* start RECORDS TO USE *

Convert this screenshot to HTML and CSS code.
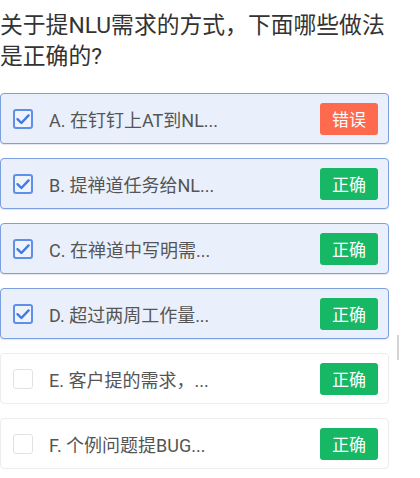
FILE: index.html
```html
<!DOCTYPE html>
<html>
<head>
<meta charset="utf-8">
<link rel="stylesheet" href="styles.css">
</head>
<body>
<div class="page">
  <div class="title">关于提NLU需求的方式，下面哪些做法是正确的?</div>
  <div class="options">
    <div class="opt sel">
      <span class="cb"><svg viewBox="0 0 20 20" width="20" height="20"><path d="M4.5 10.2 L8.4 14 L15.6 6.4" fill="none" stroke="#3f7be0" stroke-width="2.4" stroke-linecap="round" stroke-linejoin="round"/></svg></span>
      <span class="label">A. 在钉钉上AT到NL...</span>
      <span class="badge wrong">错误</span>
    </div>
    <div class="opt sel">
      <span class="cb"><svg viewBox="0 0 20 20" width="20" height="20"><path d="M4.5 10.2 L8.4 14 L15.6 6.4" fill="none" stroke="#3f7be0" stroke-width="2.4" stroke-linecap="round" stroke-linejoin="round"/></svg></span>
      <span class="label">B. 提禅道任务给NL...</span>
      <span class="badge right">正确</span>
    </div>
    <div class="opt sel">
      <span class="cb"><svg viewBox="0 0 20 20" width="20" height="20"><path d="M4.5 10.2 L8.4 14 L15.6 6.4" fill="none" stroke="#3f7be0" stroke-width="2.4" stroke-linecap="round" stroke-linejoin="round"/></svg></span>
      <span class="label">C. 在禅道中写明需...</span>
      <span class="badge right">正确</span>
    </div>
    <div class="opt sel">
      <span class="cb"><svg viewBox="0 0 20 20" width="20" height="20"><path d="M4.5 10.2 L8.4 14 L15.6 6.4" fill="none" stroke="#3f7be0" stroke-width="2.4" stroke-linecap="round" stroke-linejoin="round"/></svg></span>
      <span class="label">D. 超过两周工作量...</span>
      <span class="badge right">正确</span>
    </div>
    <div class="opt">
      <span class="cb empty"></span>
      <span class="label">E. 客户提的需求，...</span>
      <span class="badge right">正确</span>
    </div>
    <div class="opt">
      <span class="cb empty"></span>
      <span class="label">F. 个例问题提BUG...</span>
      <span class="badge right">正确</span>
    </div>
  </div>
  <div class="scroll"></div>
</div>
</body>
</html>
```
FILE: styles.css
```css
html, body {
  margin: 0;
  padding: 0;
  background: #fff;
}
.page {
  position: relative;
  width: 420px;
  height: 478px;
  overflow: hidden;
  font-family: "Roboto", "Noto Sans CJK SC", sans-serif;
}
.title {
  margin-top: 10px;
  width: 392px;
  font-size: 22.8px;
  line-height: 31px;
  color: #333;
}
.options {
  margin-top: 21px;
  display: flex;
  flex-direction: column;
  gap: 14px;
  width: 389px;
}
.opt {
  box-sizing: border-box;
  height: 51px;
  display: flex;
  align-items: center;
  padding: 0 10px 0 12px;
  border: 1px solid #ececec;
  border-radius: 4px;
  background: #fff;
}
.opt.sel {
  background: #e9f0fc;
  border: 1.5px solid #7c9fdf;
  box-shadow: 0 1px 1px rgba(60, 90, 150, 0.15);
}
.cb {
  box-sizing: border-box;
  width: 20px;
  height: 20px;
  border: 2px solid #5f8fe6;
  border-radius: 3px;
  background: #eef3fd;
  display: flex;
  align-items: center;
  justify-content: center;
  flex: none;
}
.cb svg {
  display: block;
  margin: -2px;
}
.cb.empty {
  border: 1.5px solid #e2e2e2;
  background: #fff;
}
.label {
  margin-left: 16px;
  font-size: 18px;
  color: #555;
  flex: 1;
  white-space: nowrap;
}
.badge {
  width: 58px;
  height: 32px;
  border-radius: 3px;
  color: #fff;
  font-size: 17px;
  display: flex;
  align-items: center;
  justify-content: center;
  flex: none;
}
.badge.wrong {
  background: #fd6a4d;
}
.badge.right {
  background: #17b865;
}
.scroll {
  position: absolute;
  left: 397px;
  top: 335px;
  width: 2px;
  height: 25px;
  background: #d4d4d4;
}
```
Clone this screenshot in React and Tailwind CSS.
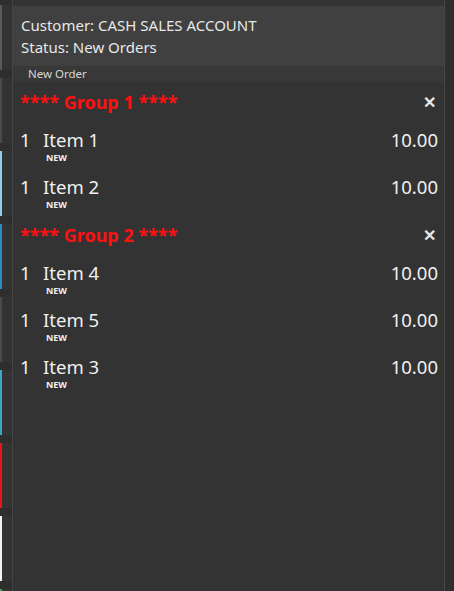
const stripes = ["#5a5a5a", "#4a4a4a", "#8ccfe8", "#2a89c6", "#4a4a4a", "#3aa7c9", "#e81515", "#f2f2f2", "#2fa84f"];

const groups = [
  { name: "**** Group 1 ****", items: [{ qty: 1, name: "Item 1", price: "10.00" }, { qty: 1, name: "Item 2", price: "10.00" }] },
  {
    name: "**** Group 2 ****",
    items: [
      { qty: 1, name: "Item 4", price: "10.00" },
      { qty: 1, name: "Item 5", price: "10.00" },
      { qty: 1, name: "Item 3", price: "10.00" },
    ],
  },
];

export default function App() {
  return (
    <div
      className="flex h-[591px] w-[454px] overflow-hidden bg-[#2e2e2e] text-[#f0f0f0]"
      style={{ fontFamily: '"Noto Sans", "Open Sans", sans-serif' }}
    >
      {/* cut-off button column on the left */}
      <div className="flex w-[13px] shrink-0 flex-col gap-[8px] border-r border-[#444] pt-[5px]">
        {stripes.map((c, i) => (
          <div key={i} className="h-[65px] shrink-0 border-l-2 bg-[#333]" style={{ borderLeftColor: c }} />
        ))}
      </div>

      <div className="flex w-[432px] shrink-0 flex-col border-r border-[#474747] bg-[#333] pt-[6px]">
        <div className="flex h-[60px] flex-col justify-center bg-[#404040] px-[8px] text-[15px] leading-[22px] text-[#e8e8e8]">
          <div>Customer: CASH SALES ACCOUNT</div>
          <div>Status: New Orders</div>
        </div>
        <div className="flex h-[16px] items-center bg-[#383838] pl-[15px] text-[11.5px] text-[#d6d6d6]">New Order</div>

        <div className="flex flex-col gap-[2px] pl-[7px] pr-[6px] pt-[8px]">
          {groups.map((g) => (
            <div key={g.name}>
              <div className="flex h-[24px] items-center justify-between">
                <span className="text-[18px] font-bold text-[#ff1010]">{g.name}</span>
                <span className="pr-[2px] text-[16px] font-bold text-[#e6e6e6]">✕</span>
              </div>
              <div className="pt-[13px]">
                {g.items.map((it) => (
                  <div key={it.name} className="h-[47px]">
                    <div className="flex items-center justify-between text-[18.5px] leading-[26px]">
                      <div className="flex">
                        <span className="w-[23px]">{it.qty}</span>
                        <span>{it.name}</span>
                      </div>
                      <span>{it.price}</span>
                    </div>
                    <div className="pl-[26px] text-[9px] font-bold leading-[10px]">NEW</div>
                  </div>
                ))}
              </div>
            </div>
          ))}
        </div>
      </div>
    </div>
  );
}
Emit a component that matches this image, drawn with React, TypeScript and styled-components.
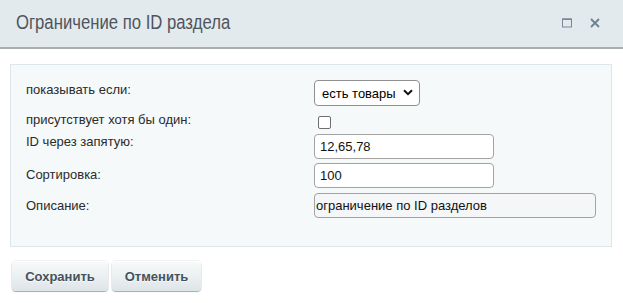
import React from "react";
import styled, { createGlobalStyle } from "styled-components";

const Global = createGlobalStyle`
  html, body { margin: 0; padding: 0; background: #fff; }
  body { font-family: "Liberation Sans", Arial, sans-serif; width: 623px; height: 303px; overflow: hidden; }
  * { box-sizing: border-box; }
`;

const Dialog = styled.div`
  width: 623px;
  height: 303px;
  display: flex;
  flex-direction: column;
`;

const Header = styled.div`
  height: 49px;
  flex: none;
  background: #e3eaee;
  border-bottom: 2px solid #a9aeb1;
  display: flex;
  align-items: center;
  padding: 0 23px 2px 16px;
`;

const TitleBox = styled.div`
  flex: 1;
`;

const Title = styled.span`
  display: inline-block;
  font-family: "Liberation Sans", Arial, sans-serif;
  font-size: 20px;
  color: #4f555c;
  transform: scaleX(0.835);
  transform-origin: left center;
  white-space: nowrap;
`;

const IconBtn = styled.span`
  width: 10px;
  height: 10px;
  margin-left: 18px;
  display: flex;
  align-items: center;
  justify-content: center;
`;

const Body = styled.div`
  padding: 15px 11px 0 10px;
`;

const Panel = styled.div`
  height: 183px;
  background: #f5f9f9;
  border: 1px solid #dde6ea;
  padding: 15px 15px 0 15px;
`;

const Row = styled.div<{ $mt: number; $h: number }>`
  display: grid;
  grid-template-columns: 288px 1fr;
  align-items: center;
  margin-top: ${(p) => p.$mt}px;
  height: ${(p) => p.$h}px;
`;

const Label = styled.label<{ $off: number }>`
  align-self: start;
  font-size: 13px;
  line-height: 15px;
  color: #2b2b2b;
  margin-top: ${(p) => p.$off}px;
`;

const SelectWrap = styled.div`
  position: relative;
  width: 106px;
  height: 26px;
`;

const Select = styled.select`
  appearance: none;
  -webkit-appearance: none;
  width: 106px;
  height: 26px;
  border: 1px solid #8f8f8f;
  border-radius: 4px;
  background: #fff;
  font-family: "Liberation Sans", Arial, sans-serif;
  font-size: 13px;
  color: #000;
  padding: 0 0 0 7px;
  outline: none;
`;

const Chevron = styled.svg`
  position: absolute;
  right: 7px;
  top: 9px;
  pointer-events: none;
`;

const Check = styled.input`
  width: 13px;
  height: 13px;
  margin: 0 0 0 4px;
  appearance: none;
  -webkit-appearance: none;
  border: 1px solid #6f6f6f;
  border-radius: 2px;
  background: #fff;
`;

const Input = styled.input<{ $w: number; $muted?: boolean }>`
  width: ${(p) => p.$w}px;
  height: 25px;
  border: 1px solid #a3a3a3;
  border-radius: 4px;
  background: ${(p) => (p.$muted ? "#f4f6f7" : "#fff")};
  font-family: "Liberation Sans", Arial, sans-serif;
  font-size: 13px;
  color: #111;
  padding: 0 0 0 ${(p) => (p.$muted ? 1 : 5)}px;
  outline: none;
`;

const Buttons = styled.div`
  display: flex;
  gap: 4px;
  padding: 14px 0 0 2px;
`;

const Button = styled.button<{ $w: number }>`
  width: ${(p) => p.$w}px;
  height: 30px;
  border: none;
  border-radius: 4px;
  background: linear-gradient(to bottom, #f8fafa 0%, #e9eef0 60%, #dde4e7 100%);
  box-shadow: 0 1px 1px rgba(0, 0, 0, 0.3), inset 0 1px #fff, 0 0 0 1px rgba(0,0,0,0.06);
  font-family: "Liberation Sans", Arial, sans-serif;
  font-size: 13px;
  font-weight: bold;
  color: #46525b;
  text-shadow: 0 1px rgba(255, 255, 255, 0.7);
  padding: 0;
`;

export default function App() {
  return (
    <>
      <Global />
      <Dialog>
        <Header>
          <TitleBox>
            <Title>Ограничение по ID раздела</Title>
          </TitleBox>
          <IconBtn>
            <svg width="10" height="10" viewBox="0 0 10 10">
              <rect x="0.5" y="1" width="9" height="8" fill="none" stroke="#7b8899" strokeWidth="1" />
              <rect x="0.5" y="0.5" width="9" height="1.5" fill="#7b8899" />
            </svg>
          </IconBtn>
          <IconBtn>
            <svg width="10" height="10" viewBox="0 0 10 10">
              <path d="M1 1 L9 9 M9 1 L1 9" stroke="#6f7f92" strokeWidth="1.8" />
            </svg>
          </IconBtn>
        </Header>
        <Body>
          <Panel>
            <Row $mt={0} $h={26}>
              <Label $off={2}>показывать если:</Label>
              <SelectWrap>
                <Select defaultValue="a">
                  <option value="a">есть товары</option>
                </Select>
                <Chevron width="10" height="7" viewBox="0 0 10 7">
                  <path d="M1 1.2 L5 5.2 L9 1.2" fill="none" stroke="#111" strokeWidth="2" />
                </Chevron>
              </SelectWrap>
            </Row>
            <Row $mt={10} $h={13}>
              <Label $off={-4}>присутствует хотя бы один:</Label>
              <Check type="checkbox" />
            </Row>
            <Row $mt={5} $h={25}>
              <Label $off={0}>ID через запятую:</Label>
              <Input $w={180} defaultValue="12,65,78" />
            </Row>
            <Row $mt={4} $h={25}>
              <Label $off={4}>Сортировка:</Label>
              <Input $w={180} defaultValue="100" />
            </Row>
            <Row $mt={4} $h={26}>
              <Label $off={6}>Описание:</Label>
              <Input $w={282} $muted defaultValue="ограничение по ID разделов" />
            </Row>
          </Panel>
          <Buttons>
            <Button $w={96}>Сохранить</Button>
            <Button $w={89}>Отменить</Button>
          </Buttons>
        </Body>
      </Dialog>
    </>
  );
}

* end RECORDS TO USE *

- EXERCISE INSTRUCTIONS:
Count the lines in which the string "this" appears, then report only that figure.

- OUTPUT BELOW:
3